Bayesian inference via geometric optics approximation

Markov chain Monte Carlo (MCMC) simulations have been widely used to generate samples from the complex posterior distribution in Bayesian inferences. However, these simulations often require multiple computations of the forward model in the likelihood function for each drawn sample. This computational burden renders MCMC sampling impractical when the forward model is computationally expensive, such as in the case of partial differential equation models. In this paper, we propose a novel sampling approach called the geometric optics approximation method (GOAM) for Bayesian inverse problems, which entirely circumvents the need for MCMC simulations.

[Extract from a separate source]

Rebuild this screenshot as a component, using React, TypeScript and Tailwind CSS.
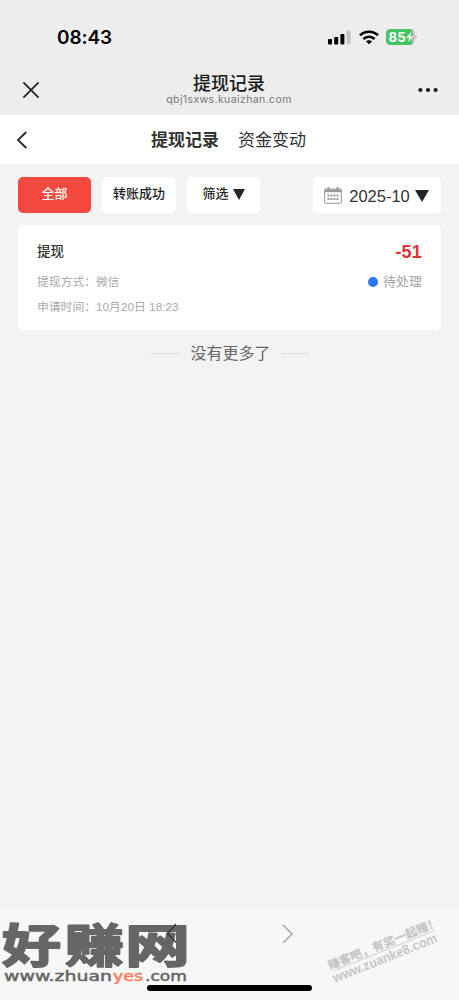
import React from 'react'

const tabs = [
  { label: '提现记录', active: true },
  { label: '资金变动', active: false },
]

const records = [
  {
    title: '提现',
    amount: '-51',
    method: '提现方式：微信',
    time: '申请时间：10月20日 18:23',
    status: '待处理',
  },
]

function StatusBar() {
  return (
    <div className="flex h-[65px] items-start justify-between pl-[57px] pr-[41px] pt-[27px]">
      <span className="font-['Inter'] text-[19px] font-semibold leading-[22px] tracking-[-0.1px] text-black">08:43</span>
      <div className="flex items-center pt-[2px]">
        <svg width="23" height="15" viewBox="0 0 23 15">
          <rect x="0" y="9" width="4" height="5.5" rx="1" />
          <rect x="6.2" y="7" width="4" height="7.5" rx="1" />
          <rect x="12.4" y="4" width="4" height="10.5" rx="1" />
          <rect x="18.6" y="0.5" width="4" height="14" rx="1" fill="#c4c4c4" />
        </svg>
        <svg className="ml-[8px]" width="20" height="15" viewBox="0 0 20 15" fill="none" stroke="#000" strokeWidth="2.7">
          <path d="M1 5.2C6 0.6 14 0.6 19 5.2" />
          <path d="M4.4 8.9C7.6 6 12.4 6 15.6 8.9" />
          <path d="M7 11.3C8.7 9.9 11.3 9.9 13 11.3L10 14.3Z" fill="#000" stroke="none" />
        </svg>
        <svg className="ml-[7px]" width="32" height="16" viewBox="0 0 32 16">
          <rect x="0" y="0" width="28.5" height="16" rx="4.5" fill="#b9b9bb" />
          <path d="M4.5 0H25.5V16H4.5A4.5 4.5 0 0 1 0 11.5V4.5A4.5 4.5 0 0 1 4.5 0Z" fill="#45c465" />
          <path d="M29.5 5.5Q32 8 29.5 10.5Z" fill="#b9b9bb" />
          <text x="2.6" y="12.7" className="font-['Inter'] text-[13px] font-bold" fill="#fff" textLength="17" lengthAdjust="spacingAndGlyphs">85</text>
          <path d="M25.2 2.8L20.2 8.8H23.4L22.1 13.2L27.2 7.2H24Z" fill="#fff" />
        </svg>
      </div>
    </div>
  )
}

function NavBar() {
  return (
    <div className="grid h-[50px] grid-cols-[60px_1fr_60px] items-center">
      <svg className="ml-[22px]" width="18" height="18" viewBox="0 0 18 18" stroke="#1c1c1c" strokeWidth="1.6">
        <path d="M1.4 1.4L16.6 16.6M16.6 1.4L1.4 16.6" />
      </svg>
      <div className="mr-px text-center">
        <h1 className="mt-[-1px] text-[18px] font-medium leading-[22px] text-[#1a1a1a]">提现记录</h1>
        <p className="mt-[-1px] font-['Inter'] text-[10.5px] leading-[12px] tracking-[0.4px] text-[#777]">qbj1sxws.kuaizhan.com</p>
      </div>
      <svg className="ml-[19px]" width="20" height="6" viewBox="0 0 20 6" fill="#111">
        <circle cx="2.4" cy="3" r="2.1" />
        <circle cx="10" cy="3" r="2.1" />
        <circle cx="17.6" cy="3" r="2.1" />
      </svg>
    </div>
  )
}

function TabBar() {
  return (
    <div className="grid h-[49px] grid-cols-[60px_1fr_62px] items-center bg-white">
      <svg className="ml-[16px]" width="12" height="18" viewBox="0 0 12 18" fill="none" stroke="#2b2b2b" strokeWidth="1.9">
        <path d="M10.3 1L2 9L10.3 17" />
      </svg>
      <div className="flex justify-center gap-[19px] pt-[2px] text-[17px] leading-6 text-[#333]">
        {tabs.map((tab) => (
          <span key={tab.label} className={tab.active ? 'font-bold' : ''}>{tab.label}</span>
        ))}
      </div>
    </div>
  )
}

function Triangle({ className }: { className: string }) {
  return (
    <svg className={className} viewBox="0 0 14 12" preserveAspectRatio="none" fill="#242424">
      <path d="M0 0H14L7 12Z" />
    </svg>
  )
}

function CalendarIcon() {
  return (
    <svg width="18" height="17" viewBox="0 0 18 17" fill="none" stroke="#999">
      <rect x="0.6" y="2" width="16.8" height="14.3" rx="1" />
      <path d="M1 3.8H17" strokeWidth="2.8" />
      <path d="M4.5 0V3M13.5 0V3" strokeWidth="2" />
      <path d="M3.5 8.5H14.5M3.5 12H14.5" strokeWidth="2" strokeDasharray="2 1" />
    </svg>
  )
}

function Filters() {
  return (
    <div className="flex h-[36px] items-stretch text-[13px] font-medium text-[#222]">
      <button className="w-[73px] rounded-[5px] bg-[#f3493f] pb-[2px] text-white">全部</button>
      <button className="ml-[11px] w-[74px] rounded-[5px] bg-white pb-[2px]">转账成功</button>
      <button className="ml-[11px] flex w-[73px] items-center justify-center gap-[4px] rounded-[5px] bg-white pb-[2px]">
        筛选
        <Triangle className="h-[11px] w-[12px]" />
      </button>
      <button className="ml-auto flex w-[128px] items-center rounded-[5px] bg-white pl-[11px] font-normal">
        <CalendarIcon />
        <span className="ml-[7px] mt-[2px] w-[61px] whitespace-nowrap text-[16.5px] text-[#333]">2025-10</span>
        <Triangle className="ml-[5px] mt-[1px] h-[12px] w-[14px]" />
      </button>
    </div>
  )
}

function Records() {
  return (
    <>
      {records.map((r) => (
        <div key={r.time} className="mt-[12px] h-[105px] rounded-[5px] bg-white px-[19px] pt-[16px]">
          <div className="flex h-[22px] items-center justify-between">
            <span className="text-[13.5px] font-medium text-[#333]">{r.title}</span>
            <span className="text-[18px] font-bold tracking-[0.2px] text-[#de3339]">{r.amount}</span>
          </div>
          <div className="mt-[9px] flex h-[20px] items-center justify-between">
            <span className="pt-[2px] text-[11.8px] text-[#aaa]">{r.method}</span>
            <span className="flex items-center gap-[5px] text-[13px] text-[#a5a5a5]">
              <i className="size-[10px] rounded-full bg-[#2878f0]" />
              {r.status}
            </span>
          </div>
          <div className="mt-[6px] flex h-[20px] items-center text-[11.8px] text-[#aaa]">{r.time}</div>
        </div>
      ))}
    </>
  )
}

function SiteLogo() {
  return (
    <svg className="absolute left-0 top-0" width="192" height="75" viewBox="0 0 192 75">
      <g fill="#666" stroke="#666" strokeWidth="1.8" strokeLinejoin="round" className="font-['Noto_Sans_CJK_SC'] text-[46px] font-bold">
        <text x="2" y="52.5" textLength="59" lengthAdjust="spacingAndGlyphs">好</text>
        <text x="65" y="52.5" textLength="59" lengthAdjust="spacingAndGlyphs">赚</text>
        <text x="125" y="52.5" textLength="65" lengthAdjust="spacingAndGlyphs">网</text>
      </g>
      <g className="font-['DejaVu_Sans'] text-[14.5px]" fill="#666" stroke="#666" strokeWidth="0.5">
        <text x="4" y="71.5" textLength="108" lengthAdjust="spacingAndGlyphs">www.zhuan</text>
        <text x="113" y="71.5" fill="#fa7a5b" stroke="#fa7a5b" textLength="30" lengthAdjust="spacingAndGlyphs">yes</text>
        <text x="145" y="71.5" textLength="42" lengthAdjust="spacingAndGlyphs">.com</text>
      </g>
      <path d="M176 15L167.5 24.5L176 33.5" fill="none" stroke="#333" strokeWidth="1.2" />
    </svg>
  )
}

function ForumStamp() {
  return (
    <svg className="absolute right-0 top-0" width="139" height="91" viewBox="0 0 139 91">
      <g transform="translate(12.7 62.3) rotate(-21.8)" fill="#c6c6c6">
        <text x="-2" y="-2.5" fontSize="11.5" className="font-black" textLength="119" lengthAdjust="spacingAndGlyphs">赚客吧，有奖一起赚！</text>
        <path d="M0 0H109" stroke="#d2d2d2" strokeWidth="1" />
        <text x="-2" y="11.5" fontSize="13.5" className="font-bold" textLength="111" lengthAdjust="spacingAndGlyphs">www.zuanke8.com</text>
      </g>
    </svg>
  )
}

function BottomBar() {
  return (
    <footer className="relative flex h-[92px] flex-col items-center border-t border-[#eeeeee] bg-[#f7f7f7]">
      <svg className="ml-[116px] mt-[15px]" width="12" height="20" viewBox="0 0 12 20" fill="none" stroke="#aaa" strokeWidth="1.6">
        <path d="M1 1L10 10L1 19" />
      </svg>
      <SiteLogo />
      <ForumStamp />
      <div className="relative mt-[41px] h-[6px] w-[165px] rounded-full bg-black" />
    </footer>
  )
}

export default function App() {
  return (
    <main className="flex h-[1000px] w-[459px] flex-col overflow-hidden bg-[#f3f3f3] font-['Liberation_Sans','Noto_Sans_CJK_SC',sans-serif]">
      <header className="h-[115px] bg-[#ededed]">
        <StatusBar />
        <NavBar />
      </header>
      <TabBar />
      <section className="flex-1 px-[18px] pt-[13px]">
        <Filters />
        <Records />
        <div className="mt-[11px] flex items-center justify-center gap-[10px] pt-px text-[16px] leading-6 text-[#666]">
          <span className="mb-[2px] h-px w-[30px] bg-[#ddd]" />
          没有更多了
          <span className="mb-[2px] h-px w-[28px] bg-[#ddd]" />
        </div>
      </section>
      <BottomBar />
    </main>
  )
}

Our method is rooted in the problem of reflector shape design, which focuses on constructing a reflecting surface that redirects rays from a source, with a predetermined density, towards a target domain while achieving a desired density distribution. The key idea is to consider the unnormalized Bayesian posterior as the density on the target domain within the optical system and define a geometric optics approximation measure with respect to posterior by a reflecting surface. Consequently, once such a reflecting surface is obtained, we can utilize it to draw an arbitrary number of independent and uncorrelated samples from the posterior measure for Bayesian inverse problems. In theory, we have shown that the geometric optics approximation measure is well-posed. The efficiency and robustness of our proposed sampler, employing the geometric optics approximation method, are demonstrated through several numerical examples provided in this paper.